The main market for the Cargo Ferry concept is goods that are currently transported on trucks for long distances to and from coastal Norwegian towns. After conducting extensive customer analyses and interviews, the project has identified this market as covering some 17 to 20 million tonnes of goods each year.

“The analyses show there is a significant potential market for a maritime-based logistics solution,” said Remi Eriksen, DNV GL Group Executive Vice President and COO.

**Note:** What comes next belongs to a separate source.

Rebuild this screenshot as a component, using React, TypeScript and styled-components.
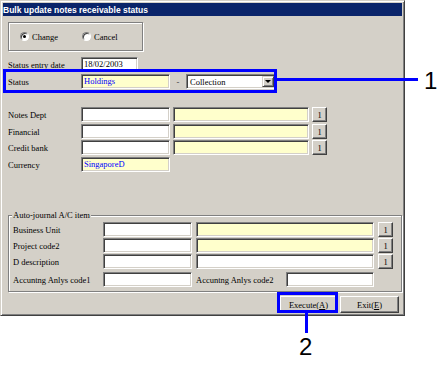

The Cargo Ferry concept offers transport to and from destinations that are linked together by efficient maritime transport on four main routes, including distribution to and from ports. The logistics solution covers the transport of goods from one goods terminal to another, or from one warehouse to another, but can also include transport from a sender to a recipient, or be limited to only port-to-port. The primary customers are those that, individually or collectively, fill up a container, either as a full container load or a large less-than-container load.

Cargo Ferry is built around a concept for a new “lift on/lift off” (LoLo) vessel. With its own cranes and cell guides the vessel can carry 110-140 40-foot/45-foot containers. The ship has a service speed of 12 to 15 knots, is LNG-fuelled, has a battery for hybrid operation and can use shore power. As a result the vessel has an extremely low emission profile. It also operates without assistance from shore through the use of an automated mooring system.

A fully developed solution with the capacity to deal with the cargo volume identified in the report will require 14 ships transporting the equivalent of 220,000-270,000 45-foot containers annually. However, the overall transport price will be 20-30% lower than if trucks are used and the concept is flexible, punctual, eco-friendly and has daily departures.

“It will be possible to transfer five million tonnes of cargo from roads to the sea, at a minimal cost to the authorities. This represents an annual benefit to society of some 1.3 billion NOK. On top of that, the reduction in road traffic means fewer accidents on the roads, less road maintenance and a dramatic drop in CO² emissions as well as emissions of SOx and NOx, which gives a positive health outcome,” said Mr Eriksen.

Incorporating many innovative features, the Kvitbjørn is fuelled by liquefied natural gas (LNG) and can carry as much cargo as 200 trucks. Using LNG as fuel virtually eliminates sulphur and particulate emissions, as well as significantly reducing the vessel’s NOx and CO2 emissions.

The DNV GL-classed ship will sail on a fixed route between northern Europe along the coast of Norway to the north of the country and back. Developed in close cooperation with Rolls Royce the vessel has an innovative hull design, propulsion system and power generation system onboard.